**Written exercise**:
Reproduce the listing word for word, leaving every picture behind.

**Dataset excerpt**:
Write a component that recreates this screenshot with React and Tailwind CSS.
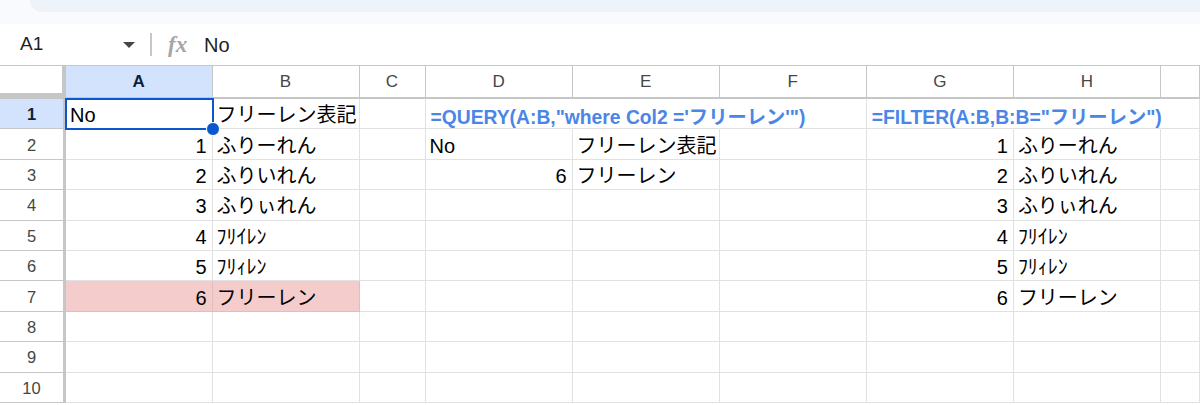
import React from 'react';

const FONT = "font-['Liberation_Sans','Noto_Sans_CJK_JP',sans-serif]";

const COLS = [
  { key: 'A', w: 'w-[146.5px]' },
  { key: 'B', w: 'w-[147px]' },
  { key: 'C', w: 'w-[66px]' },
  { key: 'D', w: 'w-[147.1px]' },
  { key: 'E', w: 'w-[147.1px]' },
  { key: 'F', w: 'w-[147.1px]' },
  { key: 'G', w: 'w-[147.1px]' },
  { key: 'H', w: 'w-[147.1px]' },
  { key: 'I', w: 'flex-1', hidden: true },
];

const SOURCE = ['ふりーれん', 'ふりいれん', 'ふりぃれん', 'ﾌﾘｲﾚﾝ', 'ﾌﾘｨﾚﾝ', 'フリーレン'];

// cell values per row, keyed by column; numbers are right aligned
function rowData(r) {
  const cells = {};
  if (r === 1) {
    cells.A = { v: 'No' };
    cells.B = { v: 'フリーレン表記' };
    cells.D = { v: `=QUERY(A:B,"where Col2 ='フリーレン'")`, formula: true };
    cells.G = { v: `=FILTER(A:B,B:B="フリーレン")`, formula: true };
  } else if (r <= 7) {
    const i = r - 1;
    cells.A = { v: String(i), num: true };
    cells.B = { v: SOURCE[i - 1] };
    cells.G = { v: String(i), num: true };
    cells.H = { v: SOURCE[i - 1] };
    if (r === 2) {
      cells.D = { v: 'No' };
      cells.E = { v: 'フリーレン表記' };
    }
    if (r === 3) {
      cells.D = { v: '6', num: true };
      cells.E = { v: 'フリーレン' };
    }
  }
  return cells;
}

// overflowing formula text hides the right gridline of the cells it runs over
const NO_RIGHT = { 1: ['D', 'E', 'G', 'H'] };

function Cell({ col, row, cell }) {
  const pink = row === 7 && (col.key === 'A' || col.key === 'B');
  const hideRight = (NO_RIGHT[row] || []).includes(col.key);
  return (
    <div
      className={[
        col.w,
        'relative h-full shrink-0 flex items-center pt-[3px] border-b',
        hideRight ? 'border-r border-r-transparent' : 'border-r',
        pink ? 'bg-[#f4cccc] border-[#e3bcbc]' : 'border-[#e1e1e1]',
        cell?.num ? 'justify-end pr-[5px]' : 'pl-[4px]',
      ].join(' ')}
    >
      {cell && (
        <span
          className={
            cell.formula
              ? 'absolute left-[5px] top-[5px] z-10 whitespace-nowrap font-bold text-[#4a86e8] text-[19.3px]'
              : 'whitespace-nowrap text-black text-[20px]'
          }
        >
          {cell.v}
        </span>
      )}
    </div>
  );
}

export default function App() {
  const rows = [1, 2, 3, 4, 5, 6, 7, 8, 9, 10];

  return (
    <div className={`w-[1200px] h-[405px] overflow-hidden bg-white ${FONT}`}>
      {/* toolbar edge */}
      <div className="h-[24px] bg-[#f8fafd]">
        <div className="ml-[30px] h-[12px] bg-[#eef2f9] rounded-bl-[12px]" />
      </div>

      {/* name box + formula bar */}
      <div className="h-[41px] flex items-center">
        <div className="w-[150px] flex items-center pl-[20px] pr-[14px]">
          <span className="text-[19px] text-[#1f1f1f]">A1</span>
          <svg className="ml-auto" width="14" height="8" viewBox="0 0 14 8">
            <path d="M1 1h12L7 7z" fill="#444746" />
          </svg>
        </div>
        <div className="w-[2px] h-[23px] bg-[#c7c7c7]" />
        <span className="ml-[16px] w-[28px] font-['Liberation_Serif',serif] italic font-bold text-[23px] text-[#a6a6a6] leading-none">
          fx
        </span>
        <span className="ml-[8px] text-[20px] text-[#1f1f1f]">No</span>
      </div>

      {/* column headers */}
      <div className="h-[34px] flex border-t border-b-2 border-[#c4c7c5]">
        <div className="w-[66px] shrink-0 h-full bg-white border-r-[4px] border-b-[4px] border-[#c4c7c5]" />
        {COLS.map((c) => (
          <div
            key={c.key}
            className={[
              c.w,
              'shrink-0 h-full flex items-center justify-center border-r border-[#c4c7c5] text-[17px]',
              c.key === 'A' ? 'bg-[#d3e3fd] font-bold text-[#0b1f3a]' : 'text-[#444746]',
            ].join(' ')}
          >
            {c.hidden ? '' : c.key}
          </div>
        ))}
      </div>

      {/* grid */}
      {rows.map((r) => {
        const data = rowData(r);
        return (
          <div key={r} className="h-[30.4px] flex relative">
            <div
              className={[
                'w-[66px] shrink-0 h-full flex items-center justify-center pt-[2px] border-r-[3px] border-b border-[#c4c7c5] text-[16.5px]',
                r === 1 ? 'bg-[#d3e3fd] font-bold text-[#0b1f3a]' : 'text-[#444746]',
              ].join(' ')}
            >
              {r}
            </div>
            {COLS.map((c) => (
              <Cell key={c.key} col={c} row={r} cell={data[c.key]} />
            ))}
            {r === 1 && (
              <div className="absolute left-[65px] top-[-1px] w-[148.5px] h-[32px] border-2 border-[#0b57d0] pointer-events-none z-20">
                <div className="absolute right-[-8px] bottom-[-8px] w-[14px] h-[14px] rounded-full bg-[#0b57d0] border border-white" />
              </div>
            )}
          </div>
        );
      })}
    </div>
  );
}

**Response to the task**:
Write a component that recreates this screenshot with React and Tailwind CSS.
import React from 'react';

const FONT = "font-['Liberation_Sans','Noto_Sans_CJK_JP',sans-serif]";

const COLS = [
  { key: 'A', w: 'w-[146.5px]' },
  { key: 'B', w: 'w-[147px]' },
  { key: 'C', w: 'w-[66px]' },
  { key: 'D', w: 'w-[147.1px]' },
  { key: 'E', w: 'w-[147.1px]' },
  { key: 'F', w: 'w-[147.1px]' },
  { key: 'G', w: 'w-[147.1px]' },
  { key: 'H', w: 'w-[147.1px]' },
  { key: 'I', w: 'flex-1', hidden: true },
];

const SOURCE = ['ふりーれん', 'ふりいれん', 'ふりぃれん', 'ﾌﾘｲﾚﾝ', 'ﾌﾘｨﾚﾝ', 'フリーレン'];

// cell values per row, keyed by column; numbers are right aligned
function rowData(r) {
  const cells = {};
  if (r === 1) {
    cells.A = { v: 'No' };
    cells.B = { v: 'フリーレン表記' };
    cells.D = { v: `=QUERY(A:B,"where Col2 ='フリーレン'")`, formula: true };
    cells.G = { v: `=FILTER(A:B,B:B="フリーレン")`, formula: true };
  } else if (r <= 7) {
    const i = r - 1;
    cells.A = { v: String(i), num: true };
    cells.B = { v: SOURCE[i - 1] };
    cells.G = { v: String(i), num: true };
    cells.H = { v: SOURCE[i - 1] };
    if (r === 2) {
      cells.D = { v: 'No' };
      cells.E = { v: 'フリーレン表記' };
    }
    if (r === 3) {
      cells.D = { v: '6', num: true };
      cells.E = { v: 'フリーレン' };
    }
  }
  return cells;
}

// overflowing formula text hides the right gridline of the cells it runs over
const NO_RIGHT = { 1: ['D', 'E', 'G', 'H'] };

function Cell({ col, row, cell }) {
  const pink = row === 7 && (col.key === 'A' || col.key === 'B');
  const hideRight = (NO_RIGHT[row] || []).includes(col.key);
  return (
    <div
      className={[
        col.w,
        'relative h-full shrink-0 flex items-center pt-[3px] border-b',
        hideRight ? 'border-r border-r-transparent' : 'border-r',
        pink ? 'bg-[#f4cccc] border-[#e3bcbc]' : 'border-[#e1e1e1]',
        cell?.num ? 'justify-end pr-[5px]' : 'pl-[4px]',
      ].join(' ')}
    >
      {cell && (
        <span
          className={
            cell.formula
              ? 'absolute left-[5px] top-[5px] z-10 whitespace-nowrap font-bold text-[#4a86e8] text-[19.3px]'
              : 'whitespace-nowrap text-black text-[20px]'
          }
        >
          {cell.v}
        </span>
      )}
    </div>
  );
}

export default function App() {
  const rows = [1, 2, 3, 4, 5, 6, 7, 8, 9, 10];

  return (
    <div className={`w-[1200px] h-[405px] overflow-hidden bg-white ${FONT}`}>
      {/* toolbar edge */}
      <div className="h-[24px] bg-[#f8fafd]">
        <div className="ml-[30px] h-[12px] bg-[#eef2f9] rounded-bl-[12px]" />
      </div>

      {/* name box + formula bar */}
      <div className="h-[41px] flex items-center">
        <div className="w-[150px] flex items-center pl-[20px] pr-[14px]">
          <span className="text-[19px] text-[#1f1f1f]">A1</span>
          <svg className="ml-auto" width="14" height="8" viewBox="0 0 14 8">
            <path d="M1 1h12L7 7z" fill="#444746" />
          </svg>
        </div>
        <div className="w-[2px] h-[23px] bg-[#c7c7c7]" />
        <span className="ml-[16px] w-[28px] font-['Liberation_Serif',serif] italic font-bold text-[23px] text-[#a6a6a6] leading-none">
          fx
        </span>
        <span className="ml-[8px] text-[20px] text-[#1f1f1f]">No</span>
      </div>

      {/* column headers */}
      <div className="h-[34px] flex border-t border-b-2 border-[#c4c7c5]">
        <div className="w-[66px] shrink-0 h-full bg-white border-r-[4px] border-b-[4px] border-[#c4c7c5]" />
        {COLS.map((c) => (
          <div
            key={c.key}
            className={[
              c.w,
              'shrink-0 h-full flex items-center justify-center border-r border-[#c4c7c5] text-[17px]',
              c.key === 'A' ? 'bg-[#d3e3fd] font-bold text-[#0b1f3a]' : 'text-[#444746]',
            ].join(' ')}
          >
            {c.hidden ? '' : c.key}
          </div>
        ))}
      </div>

      {/* grid */}
      {rows.map((r) => {
        const data = rowData(r);
        return (
          <div key={r} className="h-[30.4px] flex relative">
            <div
              className={[
                'w-[66px] shrink-0 h-full flex items-center justify-center pt-[2px] border-r-[3px] border-b border-[#c4c7c5] text-[16.5px]',
                r === 1 ? 'bg-[#d3e3fd] font-bold text-[#0b1f3a]' : 'text-[#444746]',
              ].join(' ')}
            >
              {r}
            </div>
            {COLS.map((c) => (
              <Cell key={c.key} col={c} row={r} cell={data[c.key]} />
            ))}
            {r === 1 && (
              <div className="absolute left-[65px] top-[-1px] w-[148.5px] h-[32px] border-2 border-[#0b57d0] pointer-events-none z-20">
                <div className="absolute right-[-8px] bottom-[-8px] w-[14px] h-[14px] rounded-full bg-[#0b57d0] border border-white" />
              </div>
            )}
          </div>
        );
      })}
    </div>
  );
}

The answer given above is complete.